McAvoy also highlighted Con Ed’s “non-wires solutions,” which he said expand the company’s toolkit to solve system needs and have the potential to reduce customers’ electric bills, improve reliability and defer capital infrastructure spending.

In a nutshell, non-wire solutions are those that allow Con Ed to utilize new technologies to meet rising consumer demand in a specific location (such as a revitalized neighborhood or newly constructed high-rise building, for example) that’s essentially greater than what the company’s current infrastructure can deliver.

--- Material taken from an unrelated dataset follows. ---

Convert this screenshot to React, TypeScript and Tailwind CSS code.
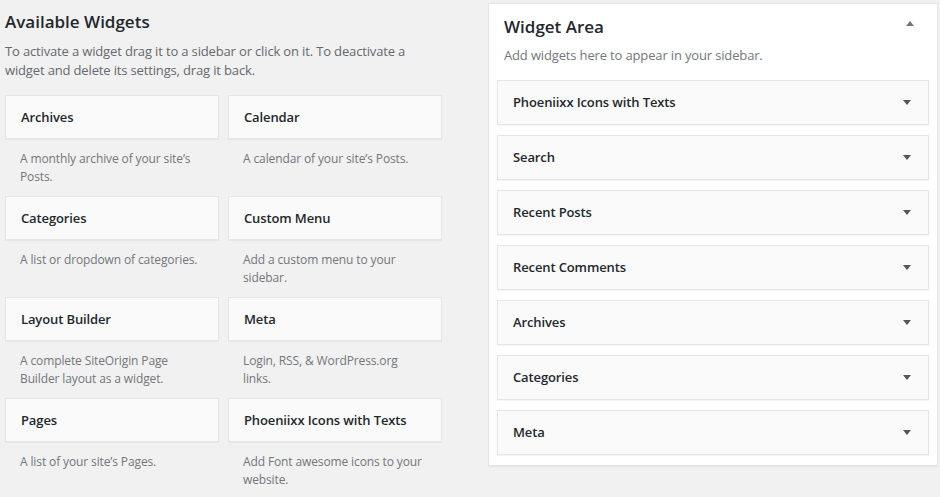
import React from "react"

const available = [
  { title: "Archives", desc: "A monthly archive of your site’s Posts." },
  { title: "Calendar", desc: "A calendar of your site’s Posts." },
  { title: "Categories", desc: "A list or dropdown of categories." },
  { title: "Custom Menu", desc: "Add a custom menu to your sidebar." },
  { title: "Layout Builder", desc: "A complete SiteOrigin Page Builder layout as a widget." },
  { title: "Meta", desc: "Login, RSS, & WordPress.org links." },
  { title: "Pages", desc: "A list of your site’s Pages." },
  { title: "Phoeniixx Icons with Texts", desc: "Add Font awesome icons to your website." },
]

const sidebar = [
  "Phoeniixx Icons with Texts",
  "Search",
  "Recent Posts",
  "Recent Comments",
  "Archives",
  "Categories",
  "Meta",
]

function Arrow({ up }: { up?: boolean }) {
  return (
    <svg width="8" height="5" viewBox="0 0 8 5" className={up ? "fill-[#72777c]" : "fill-[#50575e]"}>
      {up ? <polygon points="4,0 8,5 0,5" /> : <polygon points="0,0 8,0 4,5" />}
    </svg>
  )
}

export default function App() {
  return (
    <div
      className="w-[940px] h-[497px] bg-[#f1f1f1] flex overflow-hidden text-[#23282d]"
      style={{ fontFamily: '"Open Sans", "Noto Sans", sans-serif' }}
    >
      {/* available widgets */}
      <div className="w-[488px] pl-[5px] shrink-0">
        <h2 className="mt-[10px] text-[17px] leading-[24px] font-semibold">Available Widgets</h2>
        <p className="mt-[8px] text-[13px] leading-[19px] tracking-[-0.15px] text-[#646970] w-[420px]">
          To activate a widget drag it to a sidebar or click on it. To deactivate a widget and delete its settings, drag it back.
        </p>
        <div className="mt-[15px] grid grid-cols-[214px_214px] gap-x-[9px]">
          {available.map((w) => (
            <div key={w.title} className="h-[101px]">
              <div className="h-[44px] flex items-center px-[15px] pt-[1px] bg-[#fafafa] border border-[#e5e5e5] shadow-[0_1px_1px_rgba(0,0,0,0.04)] text-[13px] tracking-[-0.12px] font-semibold">
                {w.title}
              </div>
              <p className="pt-[11px] px-[15px] text-[12px] leading-[18px] tracking-[-0.12px] text-[#72777c]">{w.desc}</p>
            </div>
          ))}
        </div>
      </div>

      {/* widget area */}
      <div className="mt-[3px] w-[450px] h-[463px] bg-white border border-[#e5e5e5] shadow-[0_1px_1px_rgba(0,0,0,0.04)] px-[8px]">
        <div className="flex items-start justify-between pl-[7px] pr-[15px] pt-[12px]">
          <h2 className="text-[17px] leading-[22px] font-semibold">Widget Area</h2>
          <div className="pt-[5px]">
            <Arrow up />
          </div>
        </div>
        <p className="pl-[7px] mt-[8px] text-[13px] leading-[19px] tracking-[-0.15px] text-[#72777c]">
          Add widgets here to appear in your sidebar.
        </p>
        <div className="mt-[15px] flex flex-col gap-[10px]">
          {sidebar.map((s) => (
            <div
              key={s}
              className="h-[45px] flex items-center justify-between pl-[15px] pr-[17px] bg-[#fafafa] border border-[#e5e5e5] shadow-[0_1px_1px_rgba(0,0,0,0.04)] text-[13px] tracking-[-0.12px] font-semibold"
            >
              <span>{s}</span>
              <Arrow />
            </div>
          ))}
        </div>
      </div>
    </div>
  )
}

So instead of building out the infrastructure with, say a new substation, Con Ed teams with customers like developers to manage the energy use of their residences and/or businesses by offering them incentives to use DERs. Then Con Ed holds a demand response auction in which the demand response providers (such as developers) bid on reducing energy reliance from the grid at peak times in their location. The catch is that the onus is on the providers to sign up Con Ed customers willing to provide that grid relief when Con Ed requests it.

But so far, McAvoy said, Con Ed has seen and expects to see more success with these types of solutions.
And across this overall business plan, McAvoy said, “the customer in each line of our business will remain the center of everything we strive to do in this dynamic marketplace we’re operating in.”